**What to do**
Please report every line from the material that contains the word "components".

**Data block**
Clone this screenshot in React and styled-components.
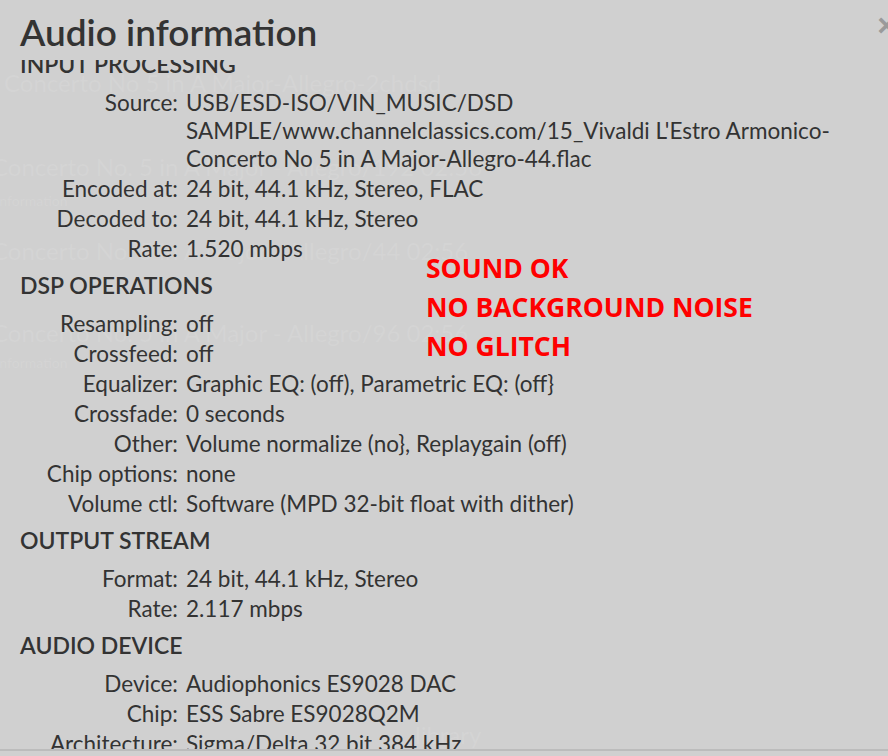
import React, { useLayoutEffect, useRef } from "react"
import styled, { createGlobalStyle } from "styled-components"

const GlobalStyle = createGlobalStyle`
  html, body {
    margin: 0;
    padding: 0;
    background: #d0d0d0;
    font-family: Lato, "Open Sans", sans-serif;
    color: #333;
  }
`

const Modal = styled.div`
  position: relative;
  width: 888px;
  height: 756px;
  display: flex;
  flex-direction: column;
  overflow: hidden;
  background: #d0d0d0;
`

// faint text of the page behind the modal
const Ghost = styled.div`
  position: absolute;
  left: ${(p) => p.x}px;
  top: ${(p) => p.y}px;
  font-size: ${(p) => p.size || 24}px;
  color: rgba(255, 255, 255, 0.1);
  white-space: nowrap;
  pointer-events: none;
`

const Header = styled.div`
  position: relative;
  height: 60px;
  flex: none;
  padding: 0 20px;
  display: flex;
  align-items: center;
`

const Title = styled.h3`
  margin: 0;
  padding-top: 3px;
  font-size: 37px;
  font-weight: 600;
  color: #333;
`

const Close = styled.span`
  position: absolute;
  top: 7px;
  right: -8px;
  font-size: 32px;
  font-weight: 700;
  color: #9a9a9a;
  font-family: "Liberation Sans", Arial, sans-serif;
`

const Body = styled.div`
  position: relative;
  flex: 1;
  overflow: hidden;
  padding: 0 20px;
`

const Heading = styled.h4`
  margin: 8px 0 11px;
  line-height: 28px;
  font-size: 23px;
  font-weight: 600;
  color: #333;
`

const Row = styled.div`
  display: grid;
  grid-template-columns: 158px 1fr;
  column-gap: 8px;
  margin-bottom: 2px;
  font-size: 22.5px;
  line-height: 28px;
`

const Label = styled.span`
  text-align: right;
  white-space: nowrap;
`

const Value = styled.span``

const Note = styled.div`
  position: absolute;
  left: 426px;
  top: 249px;
  font-family: "Open Sans", sans-serif;
  font-weight: 700;
  font-size: 26.5px;
  line-height: 39px;
  color: #ff0000;
`

const Footer = styled.div`
  flex: none;
  height: 5px;
  border-top: 2px solid #bcbcbc;
`

const sections = [
  {
    title: "INPUT PROCESSING",
    rows: [
      ["Source", "USB/ESD-ISO/VIN_MUSIC/DSD SAMPLE/www.channelclassics.com/15_Vivaldi L'Estro Armonico-Concerto No 5 in A Major-Allegro-44.flac"],
      ["Encoded at", "24 bit, 44.1 kHz, Stereo, FLAC"],
      ["Decoded to", "24 bit, 44.1 kHz, Stereo"],
      ["Rate", "1.520 mbps"],
    ],
  },
  {
    title: "DSP OPERATIONS",
    rows: [
      ["Resampling", "off"],
      ["Crossfeed", "off"],
      ["Equalizer", "Graphic EQ: (off), Parametric EQ: (off}"],
      ["Crossfade", "0 seconds"],
      ["Other", "Volume normalize (no}, Replaygain (off)"],
      ["Chip options", "none"],
      ["Volume ctl", "Software (MPD 32-bit float with dither)"],
    ],
  },
  {
    title: "OUTPUT STREAM",
    rows: [
      ["Format", "24 bit, 44.1 kHz, Stereo"],
      ["Rate", "2.117 mbps"],
    ],
  },
  {
    title: "AUDIO DEVICE",
    rows: [
      ["Device", "Audiophonics ES9028 DAC"],
      ["Chip", "ESS Sabre ES9028Q2M"],
      ["Architecture", "Sigma/Delta 32 bit 384 kHz"],
      ["Formats", "PCM 16/24/32 bit, DSD64/128/256"],
    ],
  },
]

const ghosts = [
  { x: 4, y: 68, text: "Concerto No 5 in A Major-Allegro-2chdsd" },
  { x: -8, y: 152, text: "Concerto No. 5 in A Major - Allegro/192 02:56" },
  { x: -4, y: 192, size: 14, text: "information" },
  { x: -8, y: 236, text: "Concerto No. 5 in A Major - Allegro/44 02:56" },
  { x: -8, y: 318, text: "Concerto No. 5 in A Major - Allegro/96 02:56" },
  { x: -4, y: 354, size: 14, text: "information" },
  { x: 415, y: 720, text: "library" },
]

const App = () => {
  const bodyRef = useRef(null)

  useLayoutEffect(() => {
    if (bodyRef.current) bodyRef.current.scrollTop = 18
  }, [])

  return (
    <>
      <GlobalStyle />
      <Modal>
        {ghosts.map((g, i) => (
          <Ghost key={i} x={g.x} y={g.y} size={g.size}>{g.text}</Ghost>
        ))}
        <Header>
          <Title>Audio information</Title>
          <Close>×</Close>
        </Header>
        <Body ref={bodyRef}>
          {sections.map((s) => (
            <div key={s.title}>
              <Heading>{s.title}</Heading>
              {s.rows.map(([label, value]) => (
                <Row key={label}>
                  <Label>{label}:</Label>
                  <Value>{value}</Value>
                </Row>
              ))}
            </div>
          ))}
        </Body>
        <Footer />
        <Note>
          SOUND OK<br />
          NO BACKGROUND NOISE<br />
          NO GLITCH
        </Note>
      </Modal>
    </>
  )
}

export default App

**Task answer**
Clone this screenshot in React and styled-components.
import styled, { createGlobalStyle } from "styled-components"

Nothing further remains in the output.